Browne: You also cover more markets, which adds more complexity to the definition. The requirements are different for a smart phone and a tablet computer.

LPE: But some of the functionality may be the same between a smart phone and a set-top box, right?
Browne: Yes, and that’s why the big companies have more data points. They know which subsystems can be re-used. When you’re doing audio on these devices everything works. When you add more cores or video, it’s different. The guys with a bunch of technology in-house just need to add more things out of what they already have.

LPE: How many of these billion-gate designs will be on 2D structures vs. 2.5D or 3D?
Rajendiran: With 3D, the problem is more on the manufacturing side. When you drill a hole there are problems. It’s just a matter of time before full 3D works.
Browne: The fabless community is huge. There are $3 billion fabless companies that have very expensive product portfolios. There are also startups that build similar point devices to try to go after those markets. The difference is the big guys get to run more experiments. The little guy only has one.
Janac: The answer depends on what you’re trying to do. If you’re building a unified chip that fulfills a unique function, throwing it on 16nm process makes sense. If you’re mixing functions that are mixed signal, analog, RF or legacy it makes sense to put it on more die. But fundamentally the mixed-die approach is more expensive than trying to put it all on a single die in 2D, assuming you can use one process and the IP is all packaged correctly.

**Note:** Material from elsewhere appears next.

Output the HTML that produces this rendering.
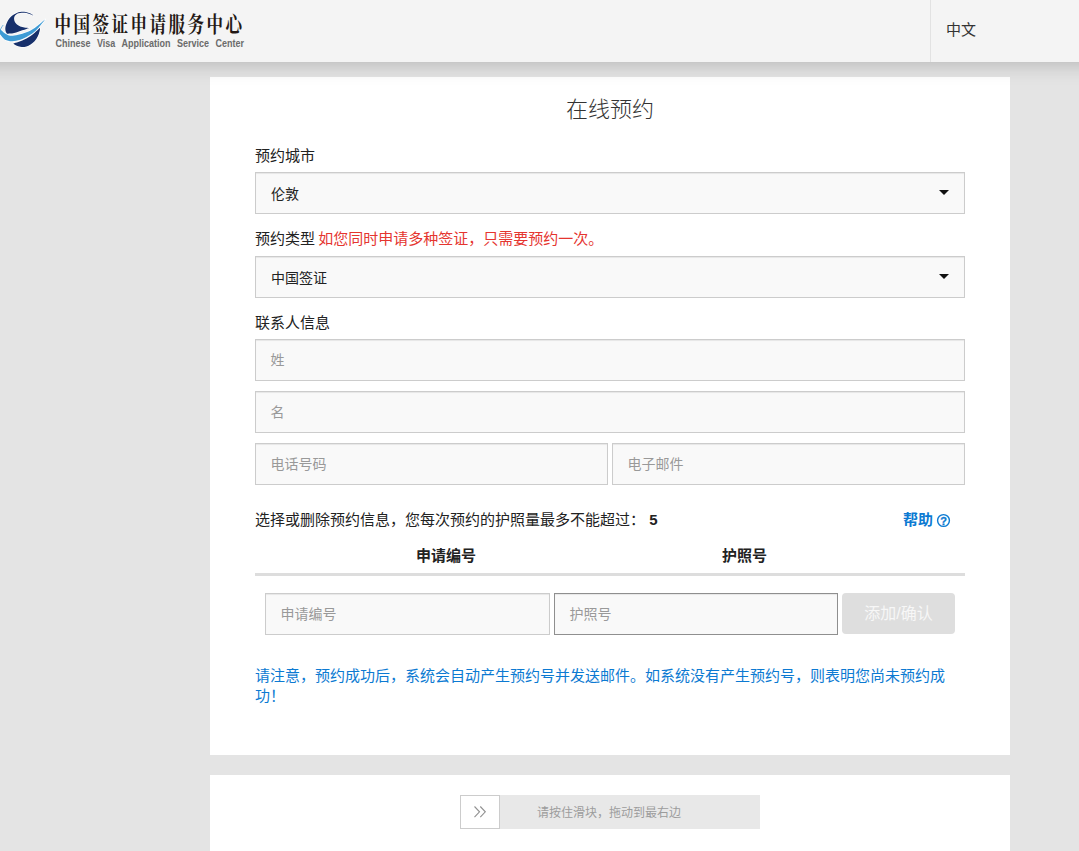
<!DOCTYPE html>
<html lang="zh-CN">
<head>
<meta charset="utf-8">
<title>在线预约</title>
<style>
*{box-sizing:border-box;margin:0;padding:0}
html,body{width:1079px;height:851px;overflow:hidden}
body{background:#e4e4e4;font-family:"Liberation Sans","Noto Sans CJK SC",sans-serif;font-size:15px;color:#222;position:relative}
.hdr{position:absolute;left:-40px;top:0;width:1159px;height:62px;background:#f4f4f4;box-shadow:0 0 22px rgba(0,0,0,.25);z-index:5}
.logo{position:absolute;left:40px;top:0}
.cn{position:absolute;left:94.5px;top:10px;font-family:"Noto Serif CJK SC","Liberation Serif",serif;font-weight:700;font-size:16.5px;letter-spacing:2.5px;color:#231815;white-space:nowrap;line-height:26px;transform:scaleY(1.28);transform-origin:0 50%}
.en{position:absolute;left:95.5px;top:38px;font-size:9px;font-weight:bold;color:#6b6b6b;white-space:nowrap;word-spacing:4px;line-height:12px;transform:scaleY(1.15);transform-origin:0 50%}
.lang{position:absolute;left:970px;top:0;width:149px;height:62px;border-left:1px solid #e2e2e2;padding-left:15px;line-height:60px;font-size:15px;color:#333}
.card{position:absolute;left:210px;width:800px;background:#fff}
.c1{top:77px;height:678px}
.c2{top:775px;height:90px}
h1{position:absolute;left:0;width:800px;top:18px;text-align:center;font-size:22px;font-weight:300;color:#333;line-height:30px}
.lbl{position:absolute;left:45px;font-size:15px;line-height:20px;color:#222;white-space:nowrap}
.red{color:#e5352f;margin-left:-1px}
.box{position:absolute;left:45px;width:710px;height:42px;border:1px solid #ccc;background:#f9f9f9;font-size:14px;line-height:40px;padding-left:15px;color:#222;box-shadow:inset 0 1px 1px rgba(0,0,0,.075)}
.sel{line-height:42px}
.ph{color:#999;padding-left:14.5px}
.arrow{position:absolute;right:15px;top:17px;width:0;height:0;border-left:5px solid transparent;border-right:5px solid transparent;border-top:5px solid #111}
.help{position:absolute;left:693px;top:433px;font-weight:bold;color:#0c7ad2;font-size:15px;line-height:20px;white-space:nowrap}
.th{position:absolute;top:469px;font-weight:bold;font-size:15px;line-height:20px;color:#222}
.hr{position:absolute;left:45px;top:496px;width:710px;height:3px;background:#ddd}
.btn{position:absolute;left:632px;top:516px;width:113px;height:41px;background:#dedede;border-radius:4px;color:#f7f7f7;font-size:16px;text-align:center;line-height:42px}
.note{position:absolute;left:45px;top:589px;width:710px;color:#0c7ad2;font-size:15px;line-height:20px}
.slide{position:absolute;left:250px;top:20px;width:300px;height:34px;background:#e8e8e8;color:#9c9c9c;font-size:12px;line-height:34px}
.slide span{position:absolute;left:77px;top:1px}
.knob{position:absolute;left:0;top:0;width:40px;height:34px;background:#fff;border:1px solid #ccc}
</style>
</head>
<body>
<div class="hdr">
<svg class="logo" width="60" height="62" viewBox="0 0 60 62">
<g fill="none" stroke="#fff" stroke-width="1.3" stroke-linejoin="round"><path d="M33.6 15.7C33.1 15.3 31.5 14.1 30.5 13.6C29.5 13.1 28.6 12.7 27.5 12.4C26.4 12.1 25.2 11.9 24.0 11.8C22.8 11.7 21.2 11.8 20.0 12.0C18.8 12.2 18.0 12.4 16.8 12.9C15.6 13.4 14.2 14.1 13.0 15.0C11.8 15.9 10.4 17.1 9.5 18.2C8.6 19.3 7.9 20.6 7.3 21.8C6.7 23.0 6.1 24.4 5.8 25.5C5.5 26.6 5.3 27.6 5.3 28.5C5.3 29.4 5.3 30.3 5.6 31.2C5.9 32.1 6.8 33.3 7.0 33.7C7.5 33.7 8.8 33.6 10.0 33.5C11.2 33.4 12.7 33.2 14.1 32.9C15.5 32.6 16.8 32.1 18.2 31.7C19.6 31.3 20.9 30.8 22.3 30.3C23.7 29.9 25.3 29.4 26.5 29.0C27.7 28.6 28.8 28.2 29.3 28.1C28.5 28.0 25.9 27.9 24.4 27.6C22.9 27.3 21.5 27.0 20.3 26.5C19.1 26.0 17.9 25.2 17.0 24.5C16.1 23.8 15.4 22.9 14.9 22.0C14.4 21.1 14.2 20.0 14.1 19.1C14.0 18.2 14.2 17.3 14.5 16.6C14.8 15.9 15.3 15.2 16.0 14.7C16.7 14.1 17.5 13.6 18.5 13.3C19.5 13.0 20.7 12.8 21.8 12.7C22.9 12.6 24.0 12.7 25.0 12.8C26.0 12.9 27.0 13.2 28.0 13.5C29.0 13.8 30.1 14.2 31.0 14.6C31.9 15.0 33.2 15.5 33.6 15.7Z"/><path d="M45.3 19.2C44.2 20.1 40.6 23.4 38.8 24.8C37.0 26.2 36.1 27.0 34.7 27.9C33.3 28.8 32.0 29.7 30.6 30.4C29.2 31.1 27.9 31.7 26.5 32.3C25.1 32.8 23.7 33.3 22.3 33.7C20.9 34.1 19.6 34.5 18.2 34.8C16.8 35.1 15.4 35.5 14.1 35.6C12.8 35.8 11.6 35.9 10.5 35.7C9.4 35.6 8.4 35.2 7.3 34.7C6.2 34.2 4.8 33.3 4.0 32.7C3.1 32.1 2.9 31.6 2.2 31.0C1.5 30.4 0.4 29.2 0.0 28.9L0 34.3C0.6 35.0 2.5 37.4 3.6 38.4C4.7 39.4 5.4 39.8 6.5 40.3C7.6 40.8 8.7 41.1 10.0 41.2C11.3 41.3 12.7 41.2 14.1 41.0C15.5 40.8 16.8 40.5 18.2 40.2C19.6 39.9 20.9 39.5 22.3 39.0C23.7 38.5 25.1 37.8 26.5 37.0C27.9 36.2 29.2 35.4 30.6 34.5C32.0 33.6 33.3 32.6 34.7 31.4C36.1 30.2 37.0 29.4 38.8 27.4C40.6 25.4 44.2 20.6 45.3 19.2Z"/><path d="M39.6 28.0C38.8 28.8 36.2 31.5 34.7 32.8C33.2 34.1 32.0 35.0 30.6 36.0C29.2 37.0 27.9 37.8 26.5 38.5C25.1 39.2 23.7 39.8 22.3 40.4C20.9 41.0 19.7 41.5 18.2 42.0C16.7 42.5 14.1 43.2 13.3 43.4C13.8 43.8 15.0 45.0 16.2 45.5C17.4 46.0 18.9 46.5 20.3 46.7C21.7 46.9 23.0 47.1 24.4 46.9C25.8 46.7 27.1 46.4 28.5 45.7C29.9 45.1 31.3 44.1 32.6 43.0C33.9 41.9 35.3 40.4 36.3 38.9C37.3 37.4 38.2 35.5 38.8 33.9C39.4 32.2 39.9 30.0 40.0 29.0C40.1 28.0 39.7 28.2 39.6 28.0Z"/></g>
<path d="M33.6 15.7C33.1 15.3 31.5 14.1 30.5 13.6C29.5 13.1 28.6 12.7 27.5 12.4C26.4 12.1 25.2 11.9 24.0 11.8C22.8 11.7 21.2 11.8 20.0 12.0C18.8 12.2 18.0 12.4 16.8 12.9C15.6 13.4 14.2 14.1 13.0 15.0C11.8 15.9 10.4 17.1 9.5 18.2C8.6 19.3 7.9 20.6 7.3 21.8C6.7 23.0 6.1 24.4 5.8 25.5C5.5 26.6 5.3 27.6 5.3 28.5C5.3 29.4 5.3 30.3 5.6 31.2C5.9 32.1 6.8 33.3 7.0 33.7C7.5 33.7 8.8 33.6 10.0 33.5C11.2 33.4 12.7 33.2 14.1 32.9C15.5 32.6 16.8 32.1 18.2 31.7C19.6 31.3 20.9 30.8 22.3 30.3C23.7 29.9 25.3 29.4 26.5 29.0C27.7 28.6 28.8 28.2 29.3 28.1C28.5 28.0 25.9 27.9 24.4 27.6C22.9 27.3 21.5 27.0 20.3 26.5C19.1 26.0 17.9 25.2 17.0 24.5C16.1 23.8 15.4 22.9 14.9 22.0C14.4 21.1 14.2 20.0 14.1 19.1C14.0 18.2 14.2 17.3 14.5 16.6C14.8 15.9 15.3 15.2 16.0 14.7C16.7 14.1 17.5 13.6 18.5 13.3C19.5 13.0 20.7 12.8 21.8 12.7C22.9 12.6 24.0 12.7 25.0 12.8C26.0 12.9 27.0 13.2 28.0 13.5C29.0 13.8 30.1 14.2 31.0 14.6C31.9 15.0 33.2 15.5 33.6 15.7Z" fill="#17306b"/>
<path d="M45.3 19.2C44.2 20.1 40.6 23.4 38.8 24.8C37.0 26.2 36.1 27.0 34.7 27.9C33.3 28.8 32.0 29.7 30.6 30.4C29.2 31.1 27.9 31.7 26.5 32.3C25.1 32.8 23.7 33.3 22.3 33.7C20.9 34.1 19.6 34.5 18.2 34.8C16.8 35.1 15.4 35.5 14.1 35.6C12.8 35.8 11.6 35.9 10.5 35.7C9.4 35.6 8.4 35.2 7.3 34.7C6.2 34.2 4.8 33.3 4.0 32.7C3.1 32.1 2.9 31.6 2.2 31.0C1.5 30.4 0.4 29.2 0.0 28.9L0 34.3C0.6 35.0 2.5 37.4 3.6 38.4C4.7 39.4 5.4 39.8 6.5 40.3C7.6 40.8 8.7 41.1 10.0 41.2C11.3 41.3 12.7 41.2 14.1 41.0C15.5 40.8 16.8 40.5 18.2 40.2C19.6 39.9 20.9 39.5 22.3 39.0C23.7 38.5 25.1 37.8 26.5 37.0C27.9 36.2 29.2 35.4 30.6 34.5C32.0 33.6 33.3 32.6 34.7 31.4C36.1 30.2 37.0 29.4 38.8 27.4C40.6 25.4 44.2 20.6 45.3 19.2Z" fill="#3e9bd5"/>
<path d="M3.2 25C1.6 27 0.6 29 0 30.6" fill="none" stroke="#3e9bd5" stroke-width="0.7"/>
<path d="M39.6 28.0C38.8 28.8 36.2 31.5 34.7 32.8C33.2 34.1 32.0 35.0 30.6 36.0C29.2 37.0 27.9 37.8 26.5 38.5C25.1 39.2 23.7 39.8 22.3 40.4C20.9 41.0 19.7 41.5 18.2 42.0C16.7 42.5 14.1 43.2 13.3 43.4C13.8 43.8 15.0 45.0 16.2 45.5C17.4 46.0 18.9 46.5 20.3 46.7C21.7 46.9 23.0 47.1 24.4 46.9C25.8 46.7 27.1 46.4 28.5 45.7C29.9 45.1 31.3 44.1 32.6 43.0C33.9 41.9 35.3 40.4 36.3 38.9C37.3 37.4 38.2 35.5 38.8 33.9C39.4 32.2 39.9 30.0 40.0 29.0C40.1 28.0 39.7 28.2 39.6 28.0Z" fill="#17306b"/>
</svg>
<div class="cn">中国签证申请服务中心</div>
<div class="en">Chinese Visa Application Service Center</div>
<div class="lang">中文</div>
</div>

<div class="card c1">
<h1>在线预约</h1>
<div class="lbl" style="top:69px">预约城市</div>
<div class="box sel" style="top:95px">伦敦<i class="arrow"></i></div>
<div class="lbl" style="top:152px">预约类型 <span class="red">如您同时申请多种签证，只需要预约一次。</span></div>
<div class="box sel" style="top:179px">中国签证<i class="arrow"></i></div>
<div class="lbl" style="top:236px">联系人信息</div>
<div class="box ph" style="top:262px">姓</div>
<div class="box ph" style="top:314px">名</div>
<div class="box ph" style="top:366px;width:353px">电话号码</div>
<div class="box ph" style="top:366px;left:402px;width:353px">电子邮件</div>
<div class="lbl" style="top:433px">选择或删除预约信息，您每次预约的护照量最多不能超过： <b>5</b></div>
<div class="help">帮助 <svg width="15" height="15" viewBox="0 0 15 15" style="vertical-align:-3px;margin-left:-1px"><circle cx="7.5" cy="7.5" r="5.9" fill="none" stroke="#0c7ad2" stroke-width="1.4"/><text x="7.5" y="11.5" text-anchor="middle" fill="#0c7ad2" stroke="#0c7ad2" stroke-width=".3" style="font:bold 11px 'Liberation Sans',sans-serif">?</text></svg></div>
<div class="th" style="left:206px">申请编号</div>
<div class="th" style="left:512px">护照号</div>
<div class="hr"></div>
<div class="box ph" style="top:516px;left:55px;width:285px">申请编号</div>
<div class="box ph" style="top:516px;left:344px;width:284px;border-color:#8f8f8f">护照号</div>
<div class="btn">添加/确认</div>
<div class="note">请注意，预约成功后，系统会自动产生预约号并发送邮件。如系统没有产生预约号，则表明您尚未预约成功！</div>
</div>

<div class="card c2">
<div class="slide"><span>请按住滑块，拖动到最右边</span><div class="knob"><svg width="38" height="32" viewBox="0 0 38 32" style="display:block"><path d="M13.5 10.5L18.5 15.8L13.5 21.1M19.3 10.5L24.3 15.8L19.3 21.1" fill="none" stroke="#909090" stroke-width="1.1"/></svg></div></div>
</div>
</body>
</html>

LPE: How many derivative chips do you need to get these days to make it economically feasible?
Browne: At 28nm the cost is about $80 million. How are you going to get that back?
Janac: People who make wireless chips are spinning them off into automotive and home gateways, so you wind up with seven to 10 derivatives for a successful platform.
Browne: In some cases a subsystem is re-used, in others it’s the same chip.